Europe in 1945 was shattered: cities destroyed, economies ruined, millions dead or displaced. It quickly became the central arena of the Cold War. As described in the Cold War elective, the wartime alliance broke down, the Iron Curtain divided the continent, and Europe split into two blocs, the Western democracies aligned with the United States and the Eastern states under Soviet control. Germany itself was divided, and the Berlin Wall, built in 1961, became the physical symbol of a divided Europe.

The two halves of Europe developed very differently. Western Europe recovered with remarkable speed, aided by the Marshall Plan and by the post-war economic boom. Democratic governments and welfare states were rebuilt, and Western Europe enjoyed rising prosperity. Eastern Europe, by contrast, was reshaped on the Soviet model: one-party rule, planned economies and subordination to Moscow. Attempts to break free, the Hungarian Uprising of 1956 and the Prague Spring of 1968, were crushed by Soviet force, confirming the limits of Eastern European autonomy.

European integration was driven by the determination never to repeat the catastrophe of two world wars, and by the economic logic of a common market. Beginning with six nations, the community widened and deepened across the decades. Integration bound former enemies, especially France and West Germany, into cooperation, and created a distinctive model of pooled sovereignty that transformed the politics of Western Europe.

The decisive turning point was 1989. Mikhail Gorbachev's reforms and his refusal to use force to prop up Eastern European regimes removed the threat that had held the Soviet bloc together. In 1989 communist governments across Eastern Europe collapsed in a wave of largely peaceful revolutions, culminating in the fall of the Berlin Wall on 9 November 1989. Germany was reunified in 1990, the Soviet Union dissolved in 1991, and the Cold War division of Europe ended.

The new European order brought both opportunity and instability. Formerly communist states moved towards democracy and the market and sought to join NATO and the European Union, which expanded eastward. But the collapse of communism also unleashed conflict, most tragically in the violent break-up of Yugoslavia through the 1990s. By 2001 Europe was being remade as an enlarging, integrating community, though questions about its borders, identity and unity remained open.

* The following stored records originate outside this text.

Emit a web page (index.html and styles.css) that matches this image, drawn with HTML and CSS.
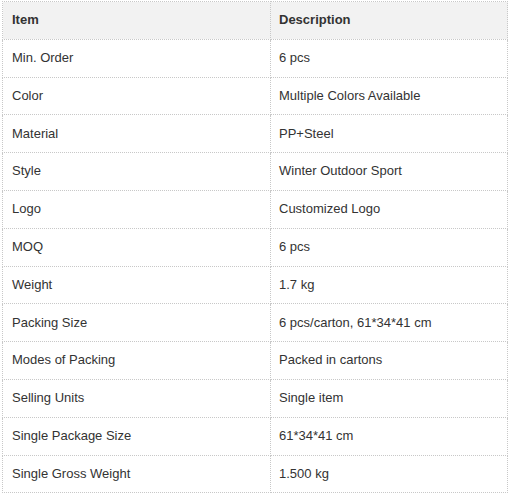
FILE: index.html
```html
<!DOCTYPE html>
<html>
<head>
<meta charset="utf-8">
<link rel="stylesheet" href="styles.css">
</head>
<body>
<div class="wrap">
<table class="spec">
<thead>
<tr><th class="c1">Item</th><th>Description</th></tr>
</thead>
<tbody>
<tr><td>Min. Order</td><td>6 pcs</td></tr>
<tr><td>Color</td><td>Multiple Colors Available</td></tr>
<tr><td>Material</td><td>PP+Steel</td></tr>
<tr><td>Style</td><td>Winter Outdoor Sport</td></tr>
<tr><td>Logo</td><td>Customized Logo</td></tr>
<tr><td>MOQ</td><td>6 pcs</td></tr>
<tr><td>Weight</td><td>1.7 kg</td></tr>
<tr><td>Packing Size</td><td>6 pcs/carton, 61*34*41 cm</td></tr>
<tr><td>Modes of Packing</td><td>Packed in cartons</td></tr>
<tr><td>Selling Units</td><td>Single item</td></tr>
<tr><td>Single Package Size</td><td>61*34*41 cm</td></tr>
<tr><td>Single Gross Weight</td><td>1.500 kg</td></tr>
</tbody>
</table>
</div>
</body>
</html>
```
FILE: styles.css
```css
html, body {
  margin: 0;
  padding: 0;
  background: #fff;
}
.wrap {
  padding: 1px 0 0 2px;
}
.spec {
  border-collapse: collapse;
  width: 506px;
  table-layout: fixed;
  font-family: "Liberation Sans", Arial, sans-serif;
  font-size: 13px;
  color: #333;
}
.spec th, .spec td {
  border: 1px dotted #c8c8c8;
  padding: 10.3px 8px 11.5px 8px;
  line-height: 15px;
  text-align: left;
  vertical-align: middle;
}
.spec th:first-child, .spec td:first-child {
  padding-left: 9px;
}
.spec th {
  background: #f2f2f2;
  font-weight: bold;
}
.spec .c1 {
  width: 250px;
}
```
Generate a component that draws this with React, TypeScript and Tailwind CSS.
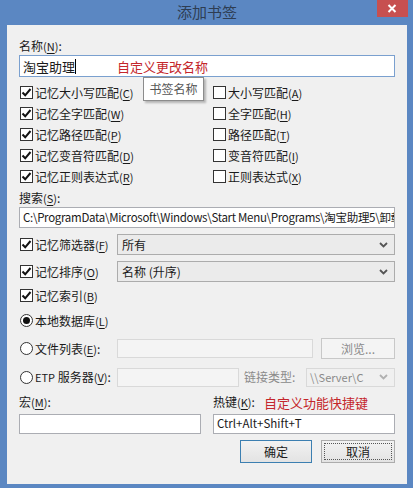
import React from "react";

const F = { fontFamily: '"Noto Sans CJK SC", "Noto Sans", sans-serif' };

function Acc({ k }: { k: string }) {
  return (
    <span className="text-[11px]">
      (<span className="underline underline-offset-[2px]">{k}</span>)
    </span>
  );
}

function Check({ on }: { on?: boolean }) {
  return (
    <span className="w-[13px] h-[13px] border border-[#333] bg-white flex items-center justify-center shrink-0">
      {on && (
        <svg width="11" height="11" viewBox="0 0 11 11">
          <path d="M1.5 5.5 L4.2 8.3 L9.5 2" fill="none" stroke="#111" strokeWidth="2" />
        </svg>
      )}
    </span>
  );
}

function Radio({ on }: { on?: boolean }) {
  return (
    <span className="w-[13px] h-[13px] rounded-full border border-[#333] bg-white flex items-center justify-center shrink-0">
      {on && <span className="w-[7px] h-[7px] rounded-full bg-[#111]" />}
    </span>
  );
}

function CheckRow({ on, text, k }: { on?: boolean; text: string; k: string }) {
  return (
    <div className="h-[21px] flex items-center gap-[2px] whitespace-nowrap">
      <Check on={on} />
      <span>
        {text}
        <Acc k={k} />
      </span>
    </div>
  );
}

function Chevron({ color }: { color: string }) {
  return (
    <svg width="9" height="6" viewBox="0 0 9 6">
      <path d="M1 1 L4.5 4.5 L8 1" fill="none" stroke={color} strokeWidth="1.8" />
    </svg>
  );
}

export default function App() {
  return (
    <div
      className="w-[413px] h-[488px] bg-[#5b87c2] flex flex-col text-[12px] text-[#1a1a1a] leading-none overflow-hidden"
      style={F}
    >
      {/* title bar */}
      <div className="h-[25px] flex items-start justify-between">
        <div className="w-[37px]" />
        <div className="pt-[4px] text-[15px] text-[#2e3d52]">添加书签</div>
        <div className="w-[31px] h-[17px] mr-[5px] bg-[#c75050] flex items-center justify-center">
          <svg width="10" height="9" viewBox="0 0 10 9">
            <path d="M1.5 1 L8.5 8 M8.5 1 L1.5 8" stroke="#fff" strokeWidth="2" />
          </svg>
        </div>
      </div>

      {/* client area */}
      <div className="ml-[7px] mr-[6px] mb-[4px] flex-1 bg-[#f0f0f0] px-[12px] flex flex-col relative whitespace-nowrap">
        <div className="mt-[14px] h-[14px] flex items-center">
          名称<Acc k="N" />:
        </div>
        <div className="mt-[2px] h-[22px] border border-[#7aa0cf] bg-white flex items-center pl-[3px]">
          <span className="text-[13px]">淘宝助理</span>
          <span className="w-[1px] h-[15px] bg-black" />
          <span className="ml-[41px] text-[13px] text-[#c4262b]">自定义更改名称</span>
        </div>

        <div className="mt-[5px] grid grid-cols-[194px_1fr]">
          <div className="flex flex-col pl-[1px]">
            <CheckRow on text="记忆大小写匹配" k="C" />
            <CheckRow on text="记忆全字匹配" k="W" />
            <CheckRow on text="记忆路径匹配" k="P" />
            <CheckRow on text="记忆变音符匹配" k="D" />
            <CheckRow on text="记忆正则表达式" k="R" />
          </div>
          <div className="flex flex-col">
            <CheckRow text="大小写匹配" k="A" />
            <CheckRow text="全字匹配" k="H" />
            <CheckRow text="路径匹配" k="T" />
            <CheckRow text="变音符匹配" k="I" />
            <CheckRow text="正则表达式" k="X" />
          </div>
        </div>

        {/* tooltip */}
        <div className="absolute left-[136px] top-[52px] w-[61px] h-[24px] bg-white border border-[#8c8c8c] shadow-[2px_2px_2px_rgba(0,0,0,0.25)] flex items-center justify-center text-[#555]">
          书签名称
        </div>

        <div className="mt-[4px] h-[14px] flex items-center">
          搜索<Acc k="S" />:
        </div>
        <div className="mt-[2px] h-[21px] border border-[#abadb3] bg-white flex items-center pl-[3px] overflow-hidden text-[11.5px] tracking-[-0.3px]">
          C:\ProgramData\Microsoft\Windows\Start Menu\Programs\淘宝助理5\卸载淘宝助理
        </div>

        <div className="mt-[6px] h-[21px] flex items-center">
          <div className="w-[98px] flex items-center gap-[2px] pl-[1px]">
            <Check on />
            <span>
              记忆筛选器<Acc k="F" />
            </span>
          </div>
          <div className="flex-1 h-[21px] border border-[#acacac] bg-[#ebebeb] flex items-center justify-between pl-[4px] pr-[6px]">
            <span>所有</span>
            <Chevron color="#555" />
          </div>
        </div>

        <div className="mt-[6px] h-[21px] flex items-center">
          <div className="w-[98px] flex items-center gap-[2px] pl-[1px]">
            <Check on />
            <span>
              记忆排序<Acc k="O" />
            </span>
          </div>
          <div className="flex-1 h-[21px] border border-[#acacac] bg-[#ebebeb] flex items-center justify-between pl-[4px] pr-[6px]">
            <span>名称 (升序)</span>
            <Chevron color="#555" />
          </div>
        </div>

        <div className="mt-[3px] h-[21px] flex items-center gap-[2px] pl-[1px]">
          <Check on />
          <span>
            记忆索引<Acc k="B" />
          </span>
        </div>

        <div className="mt-[4px] h-[21px] flex items-center gap-[2px] pl-[1px]">
          <Radio on />
          <span>
            本地数据库<Acc k="L" />
          </span>
        </div>

        <div className="mt-[7px] h-[21px] flex items-center">
          <div className="w-[98px] flex items-center gap-[2px] pl-[1px]">
            <Radio />
            <span>
              文件列表<Acc k="E" />:
            </span>
          </div>
          <div className="w-[196px] h-[19px] border border-[#d9d9d9] bg-[#f4f4f4]" />
          <div className="ml-[8px] w-[74px] h-[21px] border border-[#c8c8c8] bg-[#f4f4f4] flex items-center justify-center text-[#8a8a8a]">
            浏览...
          </div>
        </div>

        <div className="mt-[8px] h-[20px] flex items-center">
          <div className="w-[98px] flex items-center gap-[2px] pl-[1px]">
            <Radio />
            <span>
              <span className="text-[11px]">ETP</span> 服务器<Acc k="V" />:
            </span>
          </div>
          <div className="w-[122px] h-[19px] border border-[#d9d9d9] bg-[#f4f4f4]" />
          <div className="ml-[5px] w-[59px] text-[#8a8a8a]">链接类型:</div>
          <div className="ml-[3px] flex-1 h-[19px] border border-[#d9d9d9] bg-[#f0f0f0] flex items-center justify-between pl-[3px] pr-[6px] text-[#8a8a8a]">
            <span className="text-[11px]">\\Server\C</span>
            <Chevron color="#b0b0b0" />
          </div>
        </div>

        <div className="mt-[8px] grid grid-cols-[182px_1fr] gap-x-[12px]">
          <div className="flex flex-col">
            <div className="h-[14px] flex items-center">
              宏<Acc k="M" />:
            </div>
            <div className="mt-[5px] h-[20px] border border-[#abadb3] bg-white" />
          </div>
          <div className="flex flex-col">
            <div className="h-[14px] flex items-center">
              热键<Acc k="K" />:
              <span className="ml-[9px] text-[13px] text-[#c4262b]">自定义功能快捷键</span>
            </div>
            <div className="mt-[5px] h-[20px] border border-[#abadb3] bg-white flex items-center pl-[3px] text-[11.5px]">
              Ctrl+Alt+Shift+T
            </div>
          </div>
        </div>

        <div className="mt-[6px] flex justify-end gap-[9px]">
          <div className="w-[72px] h-[23px] border border-[#3c7fb1] bg-gradient-to-b from-[#f2f2f2] to-[#e3e3e3] flex items-center justify-center">
            确定
          </div>
          <div className="w-[74px] h-[23px] border border-[#acacac] bg-gradient-to-b from-[#f2f2f2] to-[#e3e3e3] p-[2px]">
            <div className="w-full h-full border border-dotted border-[#555] flex items-center justify-center">
              取消
            </div>
          </div>
        </div>
      </div>
    </div>
  );
}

Historiographically, debate surrounds the causes of the 1989 revolutions, balancing Gorbachev's choices, the structural failure of the communist economies, and the agency of Eastern European dissidents and movements such as Poland's Solidarity. There is also debate over European integration: whether it is best understood as driven by idealistic peace-building, by economic self-interest, or by the strategic context of the Cold War.